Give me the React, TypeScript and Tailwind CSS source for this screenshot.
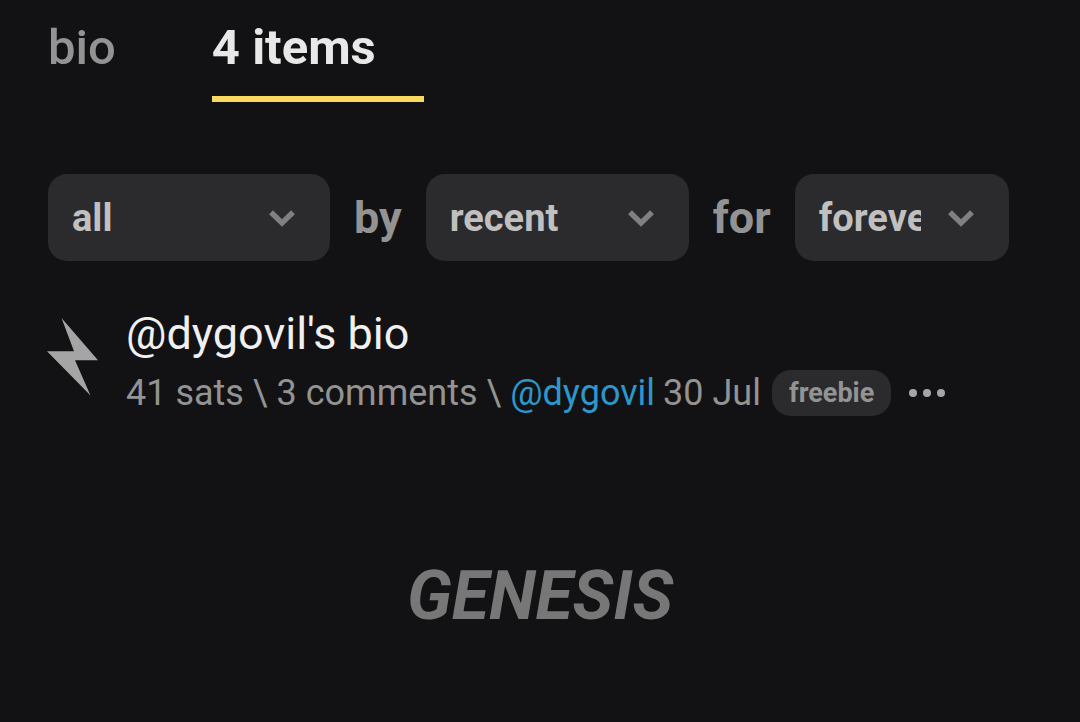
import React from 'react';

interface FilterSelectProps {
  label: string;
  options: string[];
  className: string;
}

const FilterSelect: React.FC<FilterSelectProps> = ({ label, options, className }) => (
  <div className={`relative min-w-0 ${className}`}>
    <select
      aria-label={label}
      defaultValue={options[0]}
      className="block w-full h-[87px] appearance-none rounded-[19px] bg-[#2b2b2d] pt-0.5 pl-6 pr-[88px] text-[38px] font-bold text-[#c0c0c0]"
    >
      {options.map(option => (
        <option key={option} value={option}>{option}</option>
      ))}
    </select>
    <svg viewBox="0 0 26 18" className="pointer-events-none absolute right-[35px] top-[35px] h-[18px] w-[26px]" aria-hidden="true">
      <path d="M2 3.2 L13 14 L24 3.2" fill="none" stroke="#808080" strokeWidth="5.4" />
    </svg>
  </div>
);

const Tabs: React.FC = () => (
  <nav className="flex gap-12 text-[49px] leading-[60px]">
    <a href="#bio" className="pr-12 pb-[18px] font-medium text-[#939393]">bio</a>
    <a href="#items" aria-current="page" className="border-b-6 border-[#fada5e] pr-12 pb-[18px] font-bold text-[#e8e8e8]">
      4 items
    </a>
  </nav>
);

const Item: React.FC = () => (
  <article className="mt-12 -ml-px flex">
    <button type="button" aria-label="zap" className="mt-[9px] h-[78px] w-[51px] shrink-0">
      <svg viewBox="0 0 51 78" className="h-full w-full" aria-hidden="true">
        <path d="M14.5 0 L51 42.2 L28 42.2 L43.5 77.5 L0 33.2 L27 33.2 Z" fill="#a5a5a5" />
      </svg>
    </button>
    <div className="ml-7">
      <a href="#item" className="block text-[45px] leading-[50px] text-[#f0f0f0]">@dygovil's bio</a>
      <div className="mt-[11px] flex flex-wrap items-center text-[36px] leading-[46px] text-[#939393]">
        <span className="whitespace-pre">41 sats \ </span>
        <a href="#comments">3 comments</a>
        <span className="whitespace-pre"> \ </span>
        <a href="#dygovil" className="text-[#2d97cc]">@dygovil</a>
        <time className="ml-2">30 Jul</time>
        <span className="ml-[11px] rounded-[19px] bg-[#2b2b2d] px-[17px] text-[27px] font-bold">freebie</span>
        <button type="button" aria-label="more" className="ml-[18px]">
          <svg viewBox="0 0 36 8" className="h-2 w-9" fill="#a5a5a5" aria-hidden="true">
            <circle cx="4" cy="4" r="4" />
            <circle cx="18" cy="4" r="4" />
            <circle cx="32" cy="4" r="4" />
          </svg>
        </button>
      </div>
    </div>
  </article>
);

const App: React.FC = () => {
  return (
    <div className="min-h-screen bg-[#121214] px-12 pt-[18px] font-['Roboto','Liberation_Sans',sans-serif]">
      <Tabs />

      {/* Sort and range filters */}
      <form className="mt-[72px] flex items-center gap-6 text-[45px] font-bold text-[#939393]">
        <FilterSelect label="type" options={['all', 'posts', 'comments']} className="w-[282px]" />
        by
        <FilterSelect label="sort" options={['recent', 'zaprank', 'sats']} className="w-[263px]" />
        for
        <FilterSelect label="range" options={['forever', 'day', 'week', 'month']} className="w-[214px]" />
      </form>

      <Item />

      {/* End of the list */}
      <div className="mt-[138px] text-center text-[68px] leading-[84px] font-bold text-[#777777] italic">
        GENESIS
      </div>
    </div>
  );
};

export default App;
- - - - -
Aim of the exercise
In the lines above, locate the string "React". Copy every line where it occurs.

Solved problem
Give me the React, TypeScript and Tailwind CSS source for this screenshot.
import React from 'react';
const FilterSelect: React.FC<FilterSelectProps> = ({ label, options, className }) => (
const Tabs: React.FC = () => (
const Item: React.FC = () => (
const App: React.FC = () => {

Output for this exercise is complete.